Rebuilding work following the Manchester bomb
cost around £1bn, most of which came from the private sector,
with 250 companies going out of business within 6 months of the
blast. Prevention is obviously the key consideration, but so too
must be effective preparedness to respond - just in case - to help
minimise the devastating impact. Research suggests 70% of organisations
experiencing a disaster cease trading within 18 months (Butler Cox
Survey). In the real world, it is extremely difficult to demonstrate
what the quantifiable value added by emergency and business continuity
plans may be. In the case of the Manchester bomb, planning arrangements
were in place and may be assumed to have reduced the cost in lives
and the disruption to business caused - but no-one would argue that
there were not lessons to be learned and various improvements to
be made.
Experience and research demonstrate that active
intervention can reduce the risks businesses face and the effects
of disruptive challenges should they occur. The World Bank and US
Geological Survey calculate that economic losses world-wide from
natural disasters in the 1990s could have been reduced by $280 billion
if $40 billion had been spent on preparedness, mitigation and prevention
strategies. The Environment Agency point out that anecdotal evidence
from Selby in North Yorkshire shows that about £5million was
spent on emergency response during the November 2000 floods and
that this expenditure was thought to have saved about £30million
worth of flood damage.
Businesses are of course hugely affected by disasters
and can reasonably be expected to act themselves to reduce the possible
effects of such challenges, rather than simply relying on the authorities.

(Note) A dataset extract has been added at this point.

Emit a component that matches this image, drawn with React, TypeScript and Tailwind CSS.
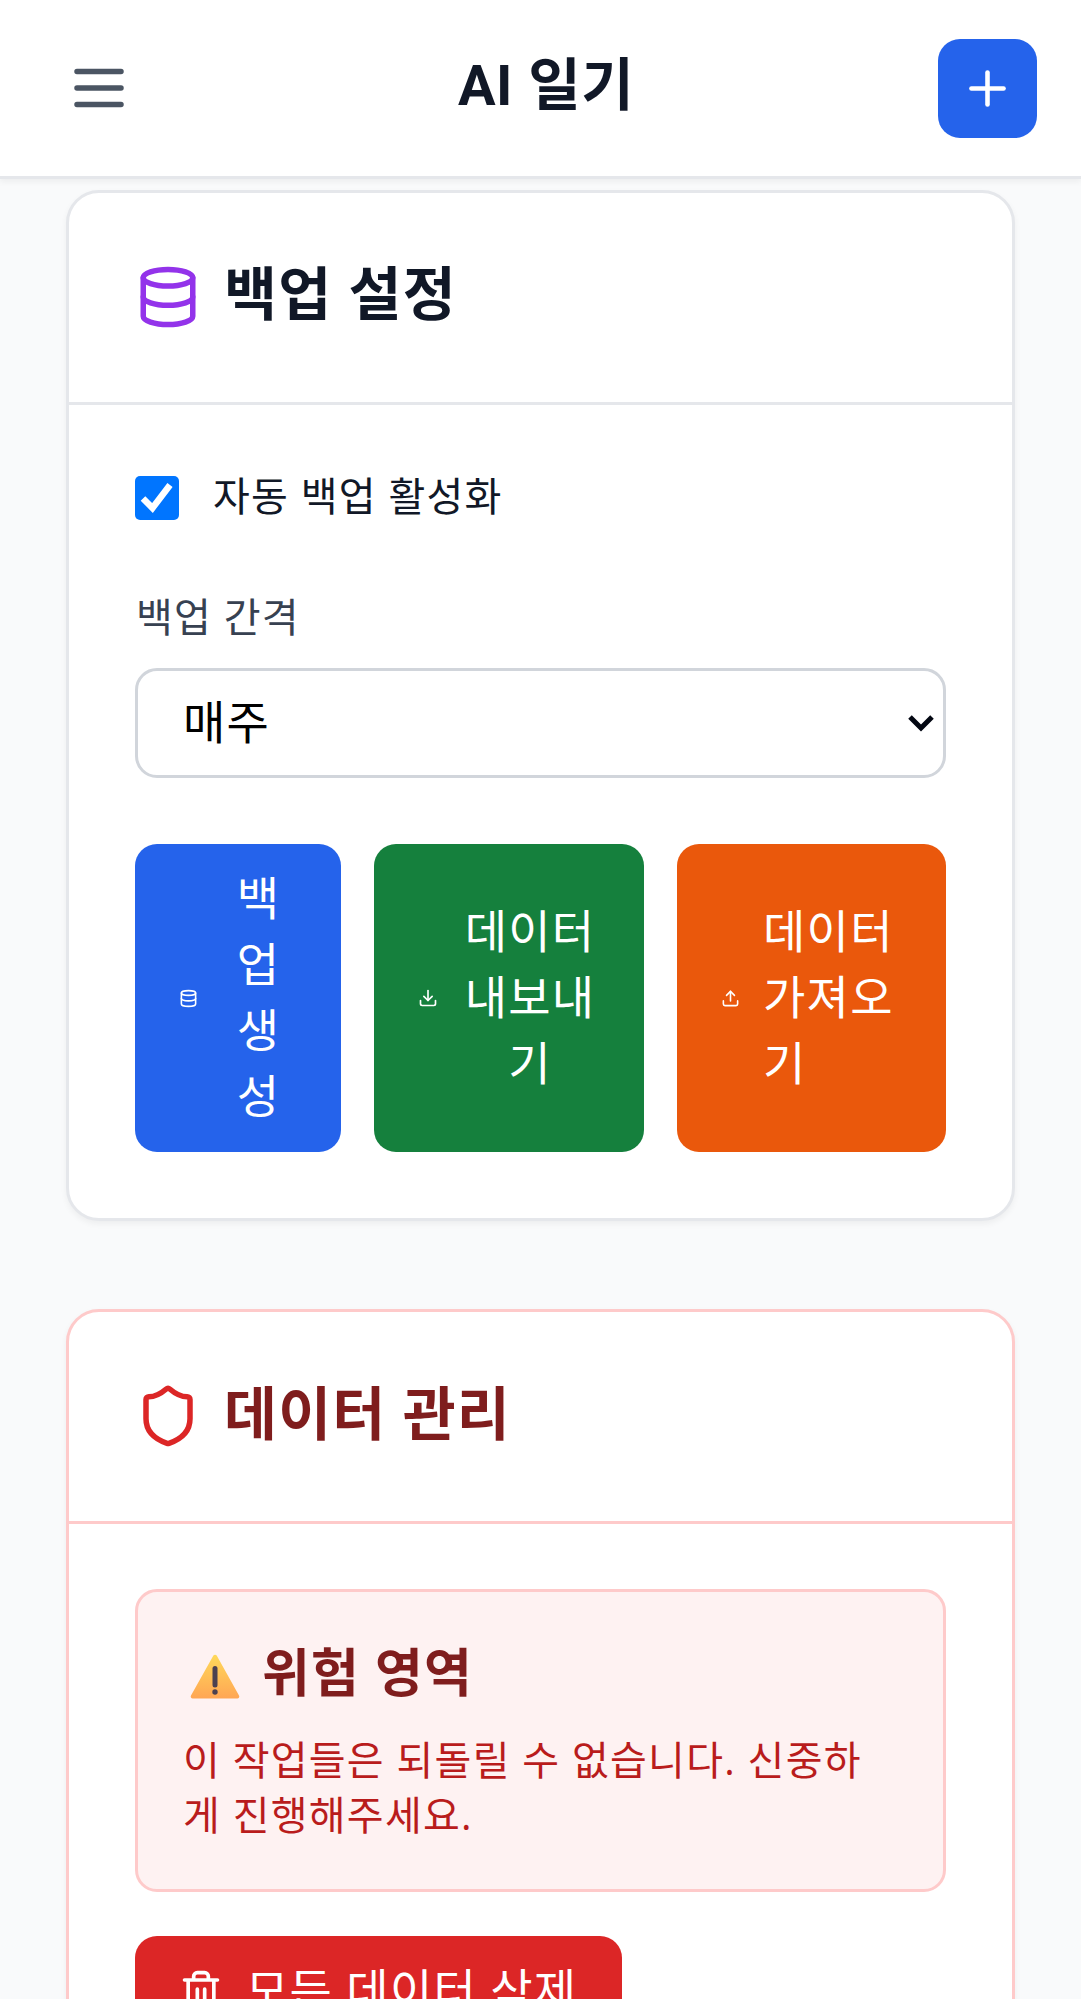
import React from "react";
import { Database, Download, Upload, Shield, Plus } from "lucide-react";

function MenuIcon() {
  return (
    <svg className="size-[66px]" viewBox="0 0 24 24" fill="none" stroke="currentColor" strokeWidth="2" strokeLinecap="round">
      <path d="M4 6h16M4 12h16M4 18h16" />
    </svg>
  );
}

function TrashIcon() {
  return (
    <svg className="size-[44px] shrink-0" viewBox="0 0 24 24" fill="none" stroke="currentColor" strokeWidth="2" strokeLinecap="round" strokeLinejoin="round">
      <path d="M3 6h18M19 6v14a2 2 0 0 1-2 2H7a2 2 0 0 1-2-2V6M8 6V4a2 2 0 0 1 2-2h4a2 2 0 0 1 2 2v2M10 11v6M14 11v6" />
    </svg>
  );
}

function WarningIcon() {
  return (
    <svg className="mt-[6px] h-[47px] w-[50px] shrink-0" viewBox="0 0 50 47">
      <defs>
        <linearGradient id="warn" x1="0" y1="0" x2="0" y2="1">
          <stop offset="0" stopColor="#ffd95a" />
          <stop offset="1" stopColor="#ffa654" />
        </linearGradient>
      </defs>
      <path d="M23.4 1.6a1.9 1.9 0 0 1 3.3 0L49 41.500a1.900 1.900 0 0 1-1.700 2.900H2.700A1.900 1.900 0 0 1 1 41.500Z" fill="url(#warn)" />
      <rect x="22.500" y="12" width="5" height="21.500" rx="2.500" fill="#4c4150" />
      <circle cx="25" cy="38" r="2.700" fill="#4c4150" />
    </svg>
  );
}

export default function App() {
  return (
    <div className="h-[1999px] overflow-hidden bg-gray-50 font-['Open_Sans','Noto_Sans_CJK_KR',sans-serif] tracking-[1.25px] text-[#111827]">
      <header className="relative flex h-[179px] items-center justify-between border-b-3 border-[#e5e7eb] bg-white px-[44px] shadow-[0_3px_6px_rgba(0,0,0,0.05)]">
        <button className="p-[22px] text-[#4b5563]" aria-label="메뉴"><MenuIcon /></button>
        <h1 className="pb-[6px] text-[57px] leading-[77px] font-bold tracking-[0.500px]"><span className="font-['Roboto'] text-[56px]">AI</span> 일기</h1>
        <button className="rounded-[22px] bg-[#2563eb] p-[22px] text-white" aria-label="추가"><Plus className="size-[55px]" /></button>
      </header>

      <main className="flex flex-col gap-[88px] px-[66px] pt-[11px]">
        <section className="rounded-[33px] border-3 border-[#e5e7eb] bg-white shadow-[0_3px_6px_rgba(0,0,0,0.05)]">
          <div className="flex h-[212px] items-center border-b-3 border-[#e5e7eb] px-[66px] pb-px">
            <Database className="size-[66px] text-[#9333ea]" />
            <h2 className="ml-[23px] pb-[7px] text-[57.500px] leading-[77px] font-bold">백업 설정</h2>
          </div>
          <div className="px-[66px] pt-[65px] pb-[66px]">
            <label className="flex h-[55px] items-center gap-[34px] text-[40px] leading-[55px]">
              <span className="flex size-[44px] items-center justify-center rounded-[5px] bg-[#0075ff] text-white">
                <svg className="size-[44px]" viewBox="0 0 44 44" fill="none" stroke="currentColor" strokeWidth="6.500"><path d="M8 22.500 L17.500 32 L35 9" /></svg>
              </span>
              <span className="pb-[4px]">자동 백업 활성화</span>
            </label>
            <p className="mt-[64px] mb-[24px] pl-px text-[40px] leading-[55px] text-[#374151]">백업 간격</p>
            <div className="flex h-[110px] items-center justify-between rounded-[22px] border-3 border-[#d1d5db] bg-white pr-[9px] pl-[45px] text-[46px] leading-[66px] text-black">
              <span className="pb-[4px]">매주</span>
              <svg className="mt-px h-[17px] w-[26px]" viewBox="0 0 26 17" fill="none" stroke="#030712" strokeWidth="5"><path d="M2 2l11 11L24 2" /></svg>
            </div>
            <div className="mt-[66px] flex h-[308px] gap-[33px] text-[46px] leading-[66px] text-white">
              <button className="flex w-[206px] items-center rounded-[22px] bg-[#2563eb] px-[44px]">
                <Database className="mr-[22px] size-[19px] shrink-0" /><span className="flex-1 pb-[4px]">백업 생성</span>
              </button>
              <button className="flex w-[270px] items-center rounded-[22px] bg-[#15803d] px-[44px]">
                <Download className="mr-[22px] size-[20px] shrink-0" /><span className="flex-1 pb-[4px]">데이터 내보내기</span>
              </button>
              <button className="flex flex-1 items-center rounded-[22px] bg-[#ea580c] px-[44px] text-left">
                <Upload className="mr-[23px] size-[19px] shrink-0" /><span className="flex-1 pb-[4px]">데이터 가져오기</span>
              </button>
            </div>
          </div>
        </section>

        <section className="rounded-[33px] border-3 border-[#fecaca] bg-white shadow-[0_3px_6px_rgba(0,0,0,0.05)]">
          <div className="flex h-[212px] items-center border-b-3 border-[#fecaca] px-[66px] pb-px">
            <Shield className="size-[66px] text-[#dc2626]" />
            <h2 className="ml-[23px] pb-[6px] text-[57.500px] leading-[77px] font-bold text-[#7f1d1d]">데이터 관리</h2>
          </div>
          <div className="px-[66px] pt-[65px] pb-[66px]">
            <div className="rounded-[22px] border-3 border-[#fecaca] bg-[#fef2f2] p-[44px]">
              <h3 className="mb-[19px] flex h-[77px] items-center pl-[8px] text-[52px] leading-[77px] font-bold text-[#7f1d1d]">
                <WarningIcon /><span className="ml-[22px] pb-[7px]">위험 영역</span>
              </h3>
              <p className="mb-[3px] pr-[10px] pl-px text-[40px] leading-[55px] text-[#b91c1c]">이 작업들은 되돌릴 수 없습니다. 신중하게 진행해주세요.</p>
            </div>
            <button className="mt-[44px] flex h-[110px] w-[487px] items-center gap-[23px] rounded-[22px] bg-[#dc2626] pl-[44px] text-[46px] leading-[66px] whitespace-nowrap text-white">
              <TrashIcon /><span className="pb-[4px]">모든 데이터 삭제</span>
            </button>
          </div>
        </section>
      </main>
    </div>
  );
}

Community resilience envisages each organisation separately and
jointly taking responsibility to minimise the effects of disruptions
on themselves and their communities. This is why the bill proposes
that local authorities should have a duty to promote business continuity
management across their areas. Local authorities are likely to pursue
this alongside work to assist businesses facing threats such as
terrorism or flooding, where many organisations, possibly the whole
local community, are affected.
While businesses should work internally to plan
for their own continuity, some risks go beyond the capacity of individual
businesses to effectively address. Risk reduction then becomes a
community-wide concern as such risks can only be addressed effectively
in co-operation with other businesses and public and voluntary organisations.
The development, or consolidation, of emergency planning arrangements
by police forces, local authorities and other responder bodies to
address such contingencies will be delivered through the Bill.
The Bill envisages co-operation between the public
organisations mainly responsible for dealing with emergencies. It
includes in a secondary or co-operative capacity, some businesses
which perform functions vital to the life of the community, such
as transport and utilities. These businesses are key parts of the
local infrastructure which maintain the life of the community. Co-operation
is of course beneficial to the companies involved and an essential
means of ensuring that vital services can be maintained in emergency
situations. The continued ability of the transport companies and
utilities to provide a service is of course vital to other businesses
that rely upon them for everything from electricity to transporting
goods. Thus the Bill encourages co-operation in identifying and
managing risk across the whole community.
The Bill aims to improve matters by requiring a
systematic and holistic approach that will help ensure that local
resources can be used in the most effective and efficient way based
upon the risks of emergency identified throughout the local area.